▶ [COLLECTED DATA]:

<<<<

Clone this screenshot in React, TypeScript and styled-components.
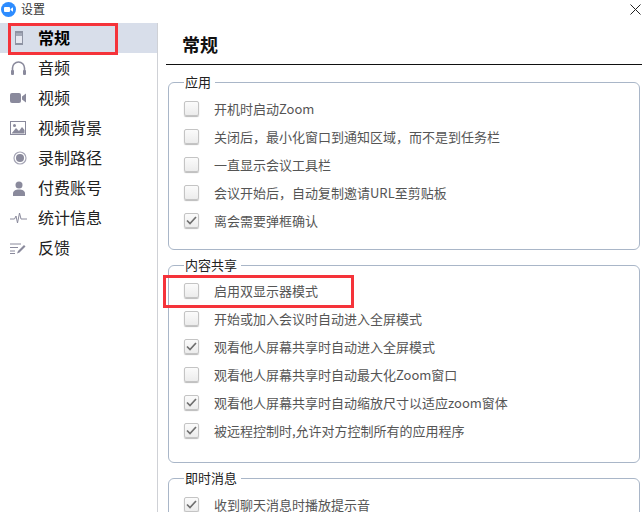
import React from 'react';
import styled, { createGlobalStyle } from 'styled-components';

const Global = createGlobalStyle`
  html, body { margin: 0; padding: 0; background: #fff; overflow: hidden; }
  body { font-family: "Noto Sans CJK SC", "Liberation Sans", sans-serif; }
  * { box-sizing: border-box; }
`;

const Win = styled.div`
  position: relative;
  width: 642px;
  height: 512px;
  overflow: hidden;
  background: #fff;
`;
const TitleBar = styled.div`
  height: 23px;
  display: flex;
  align-items: center;
  padding: 0 0 5px 1px;
  gap: 5px;
  font-size: 12px;
  color: #333;
`;
const TitleText = styled.span`
  line-height: 18px;
`;
const CloseBtn = styled.svg`
  margin-left: auto;
  margin-right: 1px;
  flex: none;
`;
const Body = styled.div`
  display: flex;
  height: 489px;
`;
const Sidebar = styled.nav`
  width: 158px;
  flex: none;
  border-right: 1px solid #cfd1d6;
`;
const NavRow = styled.div<{ $active?: boolean }>`
  height: 30px;
  display: flex;
  align-items: center;
  background: ${p => (p.$active ? '#d8deea' : 'transparent')};
  color: ${p => (p.$active ? '#000' : '#222')};
  font-size: 16px;
  font-weight: ${p => (p.$active ? 700 : 400)};
`;
const NavLabel = styled.span`
  line-height: 26px;
  margin-bottom: 3px;
`;
const NavIcon = styled.span`
  width: 38px;
  padding-left: 10px;
  flex: none;
  display: flex;
  align-items: center;
`;
const Main = styled.main`
  flex: 1;
  min-width: 0;
  padding-left: 8px;
`;
const Heading = styled.h1`
  margin: 0;
  height: 42px;
  padding: 8px 0 0 16px;
  font-size: 18px;
  line-height: 26px;
  font-weight: 700;
  color: #111;
  border-bottom: 1px solid #111;
`;
const Groups = styled.div`
  padding: 8px 2px 0 2px;
  display: flex;
  flex-direction: column;
  gap: 6px;
`;
const Group = styled.fieldset<{ $h: number }>`
  margin: 0;
  padding: 0 0 0 15px;
  min-width: 0;
  height: ${p => p.$h}px;
  border: 1px solid #a9b6c8;
  border-radius: 6px;
  display: block;
`;
const Legend = styled.legend`
  margin-left: 0;
  padding: 0 4px 0 1px;
  font-size: 13px;
  line-height: 18px;
  color: #222;
`;
const Rows = styled.div<{ $top: number }>`
  padding-top: ${p => p.$top}px;
`;
const Row = styled.div`
  height: 28px;
  display: flex;
  align-items: center;
  gap: 15px;
  font-size: 13px;
  color: #555;
  white-space: nowrap;
`;
const Box = styled.span`
  width: 15px;
  height: 15px;
  flex: none;
  border: 1px solid #c4c4c4;
  border-radius: 2px;
  background: linear-gradient(#fbfbfb, #ececec);
  box-shadow: 0 1px 1px #bbb;
  display: flex;
  align-items: center;
  justify-content: center;
`;
const Highlight = styled.div<{ $x: number; $y: number; $w: number; $h: number }>`
  position: absolute;
  left: ${p => p.$x}px;
  top: ${p => p.$y}px;
  width: ${p => p.$w}px;
  height: ${p => p.$h}px;
  border: 3px solid #f5333a;
  pointer-events: none;
`;

const c = '#8a8a9c';
const navIcons: Record<string, React.ReactNode> = {
  general: (
    <svg width="14" height="16" viewBox="0 0 14 16">
      <rect x="5" y="1" width="8" height="14" fill="#8e93a3" />
      <rect x="6" y="3" width="6" height="3" fill="#a4a9b8" />
      <rect x="6" y="6" width="6" height="7" fill="#e6e8f0" />
    </svg>
  ),
  audio: (
    <svg width="17" height="16" viewBox="0 0 17 16">
      <path d="M2.5 11V8a6 6 0 0 1 12 0v3" fill="none" stroke={c} strokeWidth="1.6" />
      <rect x="1" y="10" width="3" height="5" rx="1" fill={c} />
      <rect x="13" y="10" width="3" height="5" rx="1" fill={c} />
    </svg>
  ),
  video: (
    <svg width="17" height="12" viewBox="0 0 17 12">
      <rect x="0" y="1" width="11" height="10" rx="2" fill={c} />
      <path d="M12 4.5 16 1.5v9l-4-3z" fill={c} />
    </svg>
  ),
  bg: (
    <svg width="16" height="14" viewBox="0 0 16 14">
      <rect x=".5" y=".5" width="15" height="13" fill="#fff" stroke={c} />
      <circle cx="4.5" cy="4.5" r="1.5" fill={c} />
      <path d="M1.5 12.5 6 7l3 3 3-4 2.5 3v3.500z" fill={c} />
    </svg>
  ),
  record: (
    <svg width="14" height="14" viewBox="0 0 14 14" style={{ marginLeft: 3 }}>
      <circle cx="7" cy="7" r="6" fill="none" stroke="#a5a5b5" strokeWidth="1.200" />
      <circle cx="7" cy="7" r="4" fill={c} />
    </svg>
  ),
  account: (
    <svg width="14" height="15" viewBox="0 0 14 15" style={{ marginLeft: 2 }}>
      <circle cx="7" cy="4" r="3.500" fill={c} />
      <path d="M1 15v-2.500C1 10 3.500 8.500 7 8.500s6 1.500 6 4V15z" fill={c} />
    </svg>
  ),
  stats: (
    <svg width="17" height="12" viewBox="0 0 17 12">
      <path d="M0 7h4.500l1.500-3 1.500 7 2-10 1.500 6h6" fill="none" stroke={c} strokeWidth="1" />
    </svg>
  ),
  feedback: (
    <svg width="16" height="11" viewBox="0 0 16 11">
      <path d="M0 1h11M0 4.500h8M0 8h5M0 10.500h5" fill="none" stroke={c} strokeWidth="1" />
      <path d="M7 10.500 8 8l6-6 1.500 1.500-6 6z" fill={c} />
    </svg>
  ),
};

const nav = [
  ['general', '常规'],
  ['audio', '音频'],
  ['video', '视频'],
  ['bg', '视频背景'],
  ['record', '录制路径'],
  ['account', '付费账号'],
  ['stats', '统计信息'],
  ['feedback', '反馈'],
];

type Item = [string, boolean];
const groups: { title: string; h: number; top: number; items: Item[] }[] = [
  {
    title: '应用',
    h: 177,
    top: 3,
    items: [
      ['开机时启动Zoom', false],
      ['关闭后，最小化窗口到通知区域，而不是到任务栏', false],
      ['一直显示会议工具栏', false],
      ['会议开始后，自动复制邀请URL至剪贴板', false],
      ['离会需要弹框确认', true],
    ],
  },
  {
    title: '内容共享',
    h: 207,
    top: 2,
    items: [
      ['启用双显示器模式', false],
      ['开始或加入会议时自动进入全屏模式', false],
      ['观看他人屏幕共享时自动进入全屏模式', true],
      ['观看他人屏幕共享时自动最大化Zoom窗口', false],
      ['观看他人屏幕共享时自动缩放尺寸以适应zoom窗体', true],
      ['被远程控制时,允许对方控制所有的应用程序', true],
    ],
  },
  {
    title: '即时消息',
    h: 80,
    top: 3,
    items: [['收到聊天消息时播放提示音', true]],
  },
];

const Check = () => (
  <svg width="11" height="9" viewBox="0 0 11 9">
    <path d="M1 4.500 4 7.500 10 1" fill="none" stroke="#6f6f6f" strokeWidth="1.700" />
  </svg>
);

export default function App() {
  return (
    <Win>
      <Global />
      <TitleBar>
        <svg width="15" height="15" viewBox="0 0 15 15">
          <circle cx="7.500" cy="7.500" r="7.500" fill="#2d8cff" />
          <rect x="3" y="5" width="6" height="5" rx="1" fill="#fff" />
          <path d="M9.500 7 12 5.200v4.600L9.500 8z" fill="#fff" />
        </svg>
        <TitleText>设置</TitleText>
        <CloseBtn width="11" height="11" viewBox="0 0 11 11">
          <path d="M.5.500l10 10M10.500.500l-10 10" stroke="#222" strokeWidth="1" fill="none" />
        </CloseBtn>
      </TitleBar>
      <Body>
        <Sidebar>
          {nav.map(([k, label], i) => (
            <NavRow key={k} $active={i === 0}>
              <NavIcon>{navIcons[k]}</NavIcon>
              <NavLabel>{label}</NavLabel>
            </NavRow>
          ))}
        </Sidebar>
        <Main>
          <Heading>常规</Heading>
          <Groups>
            {groups.map(g => (
              <Group key={g.title} $h={g.h}>
                <Legend>{g.title}</Legend>
                <Rows $top={g.top}>
                  {g.items.map(([t, on]) => (
                    <Row key={t}>
                      <Box>{on && <Check />}</Box>
                      {t}
                    </Row>
                  ))}
                </Rows>
              </Group>
            ))}
          </Groups>
        </Main>
      </Body>
      <Highlight $x={8} $y={23} $w={110} $h={32} />
      <Highlight $x={163} $y={275} $w={191} $h={33} />
    </Win>
  );
}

>>>>

▶ [DIRECTIONS FOR THIS TASK]:
Pick each line holding the word "components" out of the data and copy it.

▶ [EXPECTED ANSWER]:
Clone this screenshot in React, TypeScript and styled-components.
import styled, { createGlobalStyle } from 'styled-components';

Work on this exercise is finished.